Soma assumes that these ideas are bunk, and all that remains is information. The greatest error Soma makes is transferring your agency to anything else. It does this 2 times before giving you the ‘truth’ of its philosophy, even though it states it repeatedly. How’s that for nihilism? For pessimism? A reduction to materialism or rationalism?
The true philosophy of Soma, which would make a terrible game, is that you get the brainscan, and then it shows a log of all the conversations and events of the game postmortem, followed by credit roll and minus the ‘good ending’ teaser. An awful twist could be going home full of hope after the scan, and finding out all this information on the computer, but that would imply that Simon was on the Ark, and that his consciousness had been transferred, but I’m still sure somebody thought of it. Either way, both would be high art, and Soma remains art, even if it’s art I find disgusting.

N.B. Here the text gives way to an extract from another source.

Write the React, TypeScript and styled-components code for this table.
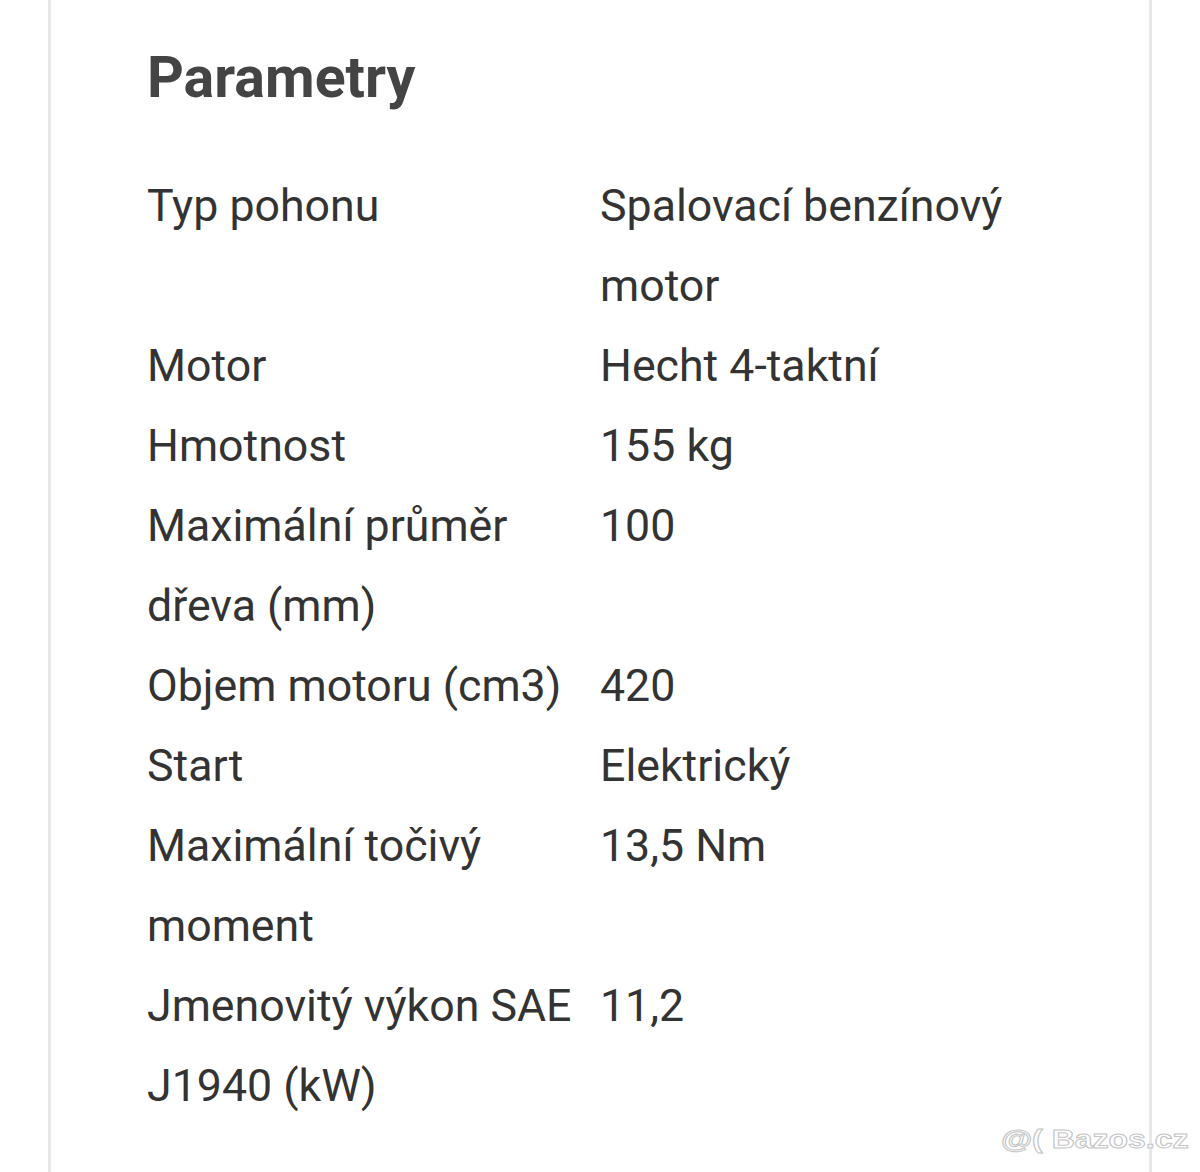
import React from "react";
import styled, { createGlobalStyle } from "styled-components";

const Global = createGlobalStyle`
  html, body {
    margin: 0;
    padding: 0;
    background: #ffffff;
    font-family: Roboto, "Noto Sans", sans-serif;
  }
  #root { min-height: 1172px; }
`;

const Page = styled.div`
  position: relative;
  min-height: 1172px;
  overflow: hidden;
`;

const Card = styled.section`
  margin: 0 48px;
  min-height: 1172px;
  box-sizing: border-box;
  border-left: 3px solid #e8e8e8;
  border-right: 3px solid #e8e8e8;
  padding: 44px 96px 0;
  background: #fff;
`;

const Title = styled.h2`
  margin: 0 0 55px;
  font-family: Roboto, sans-serif;
  font-weight: 700;
  font-size: 57.3px;
  line-height: 67px;
  color: #444444;
`;

const Table = styled.div`
  display: grid;
  grid-template-columns: 453px 453px;
  font-family: Roboto, sans-serif;
  font-size: 44.7px;
  line-height: 80px;
  color: #333333;
`;

const Cell = styled.div`
  padding-right: 8px;
`;

const Watermark = styled.div`
  position: absolute;
  right: 12px;
  bottom: 18px;
  font-family: "Liberation Sans", Arial, sans-serif;
  font-weight: 700;
  font-size: 26px;
  line-height: 30px;
  white-space: nowrap;
  color: rgba(255, 255, 255, 0.6);
  -webkit-text-stroke: 1px #c4c4c4;
  transform: scaleX(1.23);
  transform-origin: right center;
`;

const rows: [string, string][] = [
  ["Typ pohonu", "Spalovací benzínový motor"],
  ["Motor", "Hecht 4-taktní"],
  ["Hmotnost", "155 kg"],
  ["Maximální průměr dřeva (mm)", "100"],
  ["Objem motoru (cm3)", "420"],
  ["Start", "Elektrický"],
  ["Maximální točivý moment", "13,5 Nm"],
  ["Jmenovitý výkon SAE J1940 (kW)", "11,2"],
];

export default function App() {
  return (
    <Page>
      <Global />
      <Card>
        <Title>Parametry</Title>
        <Table>
          {rows.map(([k, v]) => (
            <React.Fragment key={k}>
              <Cell>{k}</Cell>
              <Cell>{v}</Cell>
            </React.Fragment>
          ))}
        </Table>
      </Card>
      <Watermark>@( Bazos.cz</Watermark>
    </Page>
  );
}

Great game. For their 10 year anniversary they announced a physical release. Ironic.
Ghost in the machine levels of introduction to philosophy and it managed to make me have an existential breakdown on a second playthrough about the fact that I’m going to die one day and there’s nothing that can ever replace or stop that, and that’s okay, and that idea terrifies me. The game was criticised for not being as scary as Amnesia and yet it’s horror was far more philosophical and profound. In this it has more in common with The Bunker.
Simon begins his journey wishing to stay on Earth. That ends with his death, even if his personality copy ‘ends’ wishing to leave it. There is no coin toss. Your fate was sealed from the moment you took your first breath.
9/10 I couldn’t figure out what it wanted me to do some times and I don’t think it’s because I am getting older.